Starbucks has great news for dairy-free customers

If you're vegan or lactose intolerant, love Starbucks, and dream of coffee and lattes made with oat milk, have we got news for you. In a lengthy corporate blog post covering a variety of Starbucks news (including the announcement of a new Chair for its Board of Directors, plans to open several thousand new locations worldwide by 2030, and improvements to its Starbucks rewards digital offers) Starbucks says it's now planning to offer oatmilk in all stores across the U.S. starting this spring. That should please oat milk fans in the U.S., who might have felt it unfair that Starbucks has actually been offering that particular dairy-free alternative in Europe since 2018 (via Starbucks). 

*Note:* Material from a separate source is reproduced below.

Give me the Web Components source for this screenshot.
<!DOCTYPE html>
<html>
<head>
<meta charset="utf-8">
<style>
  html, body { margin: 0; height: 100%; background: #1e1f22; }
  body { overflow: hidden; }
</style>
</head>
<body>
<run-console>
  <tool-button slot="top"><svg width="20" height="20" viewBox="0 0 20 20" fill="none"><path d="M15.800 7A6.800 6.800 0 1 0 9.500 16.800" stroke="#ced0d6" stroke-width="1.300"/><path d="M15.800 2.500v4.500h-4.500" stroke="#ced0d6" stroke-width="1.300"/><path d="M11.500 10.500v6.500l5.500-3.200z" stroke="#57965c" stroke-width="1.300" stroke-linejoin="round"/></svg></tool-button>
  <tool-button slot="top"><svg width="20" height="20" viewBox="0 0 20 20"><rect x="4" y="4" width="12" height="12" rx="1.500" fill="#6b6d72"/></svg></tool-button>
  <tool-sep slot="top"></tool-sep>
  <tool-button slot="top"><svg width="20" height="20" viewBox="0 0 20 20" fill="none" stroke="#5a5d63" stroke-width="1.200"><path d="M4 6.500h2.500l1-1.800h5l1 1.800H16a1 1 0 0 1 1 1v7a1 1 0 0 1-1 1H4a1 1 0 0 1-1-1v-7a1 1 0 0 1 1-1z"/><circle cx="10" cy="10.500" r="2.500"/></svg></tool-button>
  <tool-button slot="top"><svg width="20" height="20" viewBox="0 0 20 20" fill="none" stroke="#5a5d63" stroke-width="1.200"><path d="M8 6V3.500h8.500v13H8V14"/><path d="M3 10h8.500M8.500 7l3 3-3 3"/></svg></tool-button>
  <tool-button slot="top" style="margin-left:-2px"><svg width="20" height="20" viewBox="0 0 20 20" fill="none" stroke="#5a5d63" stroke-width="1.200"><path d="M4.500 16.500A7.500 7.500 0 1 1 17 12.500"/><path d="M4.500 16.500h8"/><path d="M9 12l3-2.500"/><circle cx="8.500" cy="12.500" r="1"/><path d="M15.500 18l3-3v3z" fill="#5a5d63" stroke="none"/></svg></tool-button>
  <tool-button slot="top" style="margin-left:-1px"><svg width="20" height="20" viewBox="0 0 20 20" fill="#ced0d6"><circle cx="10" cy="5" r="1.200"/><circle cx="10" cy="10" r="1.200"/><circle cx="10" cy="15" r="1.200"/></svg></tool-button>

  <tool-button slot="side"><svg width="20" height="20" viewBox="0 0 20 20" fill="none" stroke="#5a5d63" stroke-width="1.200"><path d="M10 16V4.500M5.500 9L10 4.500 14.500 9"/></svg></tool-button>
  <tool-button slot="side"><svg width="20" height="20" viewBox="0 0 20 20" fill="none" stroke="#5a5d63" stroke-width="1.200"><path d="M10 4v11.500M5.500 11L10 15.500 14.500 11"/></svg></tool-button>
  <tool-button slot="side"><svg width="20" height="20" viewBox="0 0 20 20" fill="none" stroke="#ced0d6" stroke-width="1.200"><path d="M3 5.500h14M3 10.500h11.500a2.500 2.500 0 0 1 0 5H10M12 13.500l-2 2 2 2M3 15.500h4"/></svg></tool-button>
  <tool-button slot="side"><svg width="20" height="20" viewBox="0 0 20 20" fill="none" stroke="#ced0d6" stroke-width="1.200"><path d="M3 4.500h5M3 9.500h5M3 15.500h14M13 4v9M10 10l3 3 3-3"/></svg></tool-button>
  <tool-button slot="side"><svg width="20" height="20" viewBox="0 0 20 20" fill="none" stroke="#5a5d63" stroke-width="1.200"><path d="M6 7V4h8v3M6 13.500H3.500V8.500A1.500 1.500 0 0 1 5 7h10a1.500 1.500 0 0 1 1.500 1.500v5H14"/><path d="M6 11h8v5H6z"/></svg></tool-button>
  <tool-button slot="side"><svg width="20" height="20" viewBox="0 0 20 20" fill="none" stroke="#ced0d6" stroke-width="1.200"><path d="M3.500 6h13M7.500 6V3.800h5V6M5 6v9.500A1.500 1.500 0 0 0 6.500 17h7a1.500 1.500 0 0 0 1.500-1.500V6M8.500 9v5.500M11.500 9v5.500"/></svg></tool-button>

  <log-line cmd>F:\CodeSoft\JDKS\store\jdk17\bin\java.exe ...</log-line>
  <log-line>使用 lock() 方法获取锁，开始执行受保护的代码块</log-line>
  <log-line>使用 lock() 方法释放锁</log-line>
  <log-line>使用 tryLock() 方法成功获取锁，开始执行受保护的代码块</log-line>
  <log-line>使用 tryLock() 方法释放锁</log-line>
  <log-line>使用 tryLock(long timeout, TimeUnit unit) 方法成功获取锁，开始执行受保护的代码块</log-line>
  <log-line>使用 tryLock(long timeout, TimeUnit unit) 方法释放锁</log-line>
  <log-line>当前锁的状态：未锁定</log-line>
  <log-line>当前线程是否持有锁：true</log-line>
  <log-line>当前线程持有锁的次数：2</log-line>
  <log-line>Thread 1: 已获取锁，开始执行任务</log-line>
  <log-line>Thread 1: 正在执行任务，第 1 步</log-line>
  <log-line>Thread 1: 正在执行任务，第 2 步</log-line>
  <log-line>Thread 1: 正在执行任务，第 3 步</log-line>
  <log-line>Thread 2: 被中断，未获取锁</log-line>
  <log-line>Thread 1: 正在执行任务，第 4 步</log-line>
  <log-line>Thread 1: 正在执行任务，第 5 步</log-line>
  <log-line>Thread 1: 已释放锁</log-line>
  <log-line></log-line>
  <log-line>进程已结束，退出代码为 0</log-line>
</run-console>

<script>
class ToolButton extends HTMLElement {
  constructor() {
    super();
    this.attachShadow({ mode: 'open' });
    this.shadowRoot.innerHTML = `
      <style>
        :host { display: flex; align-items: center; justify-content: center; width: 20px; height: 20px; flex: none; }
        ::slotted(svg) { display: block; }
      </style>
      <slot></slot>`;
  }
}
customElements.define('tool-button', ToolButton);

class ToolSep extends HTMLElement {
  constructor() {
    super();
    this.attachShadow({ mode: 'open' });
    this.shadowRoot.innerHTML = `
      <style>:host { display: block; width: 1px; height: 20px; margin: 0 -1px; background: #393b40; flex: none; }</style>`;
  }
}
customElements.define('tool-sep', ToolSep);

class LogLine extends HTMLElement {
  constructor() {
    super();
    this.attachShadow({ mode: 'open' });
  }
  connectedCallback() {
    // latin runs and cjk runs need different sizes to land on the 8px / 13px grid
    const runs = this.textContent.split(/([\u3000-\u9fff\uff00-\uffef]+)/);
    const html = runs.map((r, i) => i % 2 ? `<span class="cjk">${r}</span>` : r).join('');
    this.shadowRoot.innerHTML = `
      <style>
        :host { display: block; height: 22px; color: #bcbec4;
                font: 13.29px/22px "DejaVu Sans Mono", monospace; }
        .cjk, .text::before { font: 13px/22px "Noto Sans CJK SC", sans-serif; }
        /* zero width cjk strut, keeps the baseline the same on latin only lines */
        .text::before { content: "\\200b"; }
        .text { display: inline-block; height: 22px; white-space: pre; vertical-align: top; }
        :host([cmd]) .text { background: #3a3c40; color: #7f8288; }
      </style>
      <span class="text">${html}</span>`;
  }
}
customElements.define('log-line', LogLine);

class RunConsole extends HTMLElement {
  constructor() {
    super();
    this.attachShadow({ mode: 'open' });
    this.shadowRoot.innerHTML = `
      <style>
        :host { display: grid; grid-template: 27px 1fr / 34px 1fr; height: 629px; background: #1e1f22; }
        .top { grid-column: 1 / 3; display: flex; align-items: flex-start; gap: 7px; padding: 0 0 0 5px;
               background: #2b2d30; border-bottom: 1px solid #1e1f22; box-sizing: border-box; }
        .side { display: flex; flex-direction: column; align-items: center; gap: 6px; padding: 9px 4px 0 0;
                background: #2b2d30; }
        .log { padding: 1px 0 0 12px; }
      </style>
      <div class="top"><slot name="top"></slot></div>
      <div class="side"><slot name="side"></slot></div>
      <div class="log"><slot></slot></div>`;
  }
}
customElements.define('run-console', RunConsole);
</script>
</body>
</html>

While you could argue that Oatly brand oatmilk has been available in U.S. Starbucks locations since March 2019, the dairy-free option has really only been offered at select Starbucks Reserve locations, according to Today. Oatly oatmilk joins the coffee chain's other non-dairy options which include almondmilk, coconutmilk, and soymilk

Starbucks wants to invest more in non-dairy milks

Dairy-free milks are becoming more popular because they are seen as being healthier than cows milk by some. Even so, Today points out that non-dairy milks generally don't contain as much protein, and some varieties have more sugar than others. The outlet gives the example of a flat white from Starbucks which can have 220 calories, 11 grams of fat, 18 grams of carbs, and 12 grams of protein when made with 2 percent milk. An almondmilk flat white from the chain, on the other hand, can have 170 calories, 5 grams of fat, 30 grams of carbs, and only 3 grams of protein.

But Starbucks says it has a good reason to invest in non-dairy milks. In that same company note, it says it has seen its cold beverage offerings grow by almost 45 percent over the last four years, and has promised to continue innovating within the non-dairy space. Starbucks says it began offering plant-based milks in 1997 with the debut of soymilk, followed by coconutmilk in 2015 and almondmilk in 2016.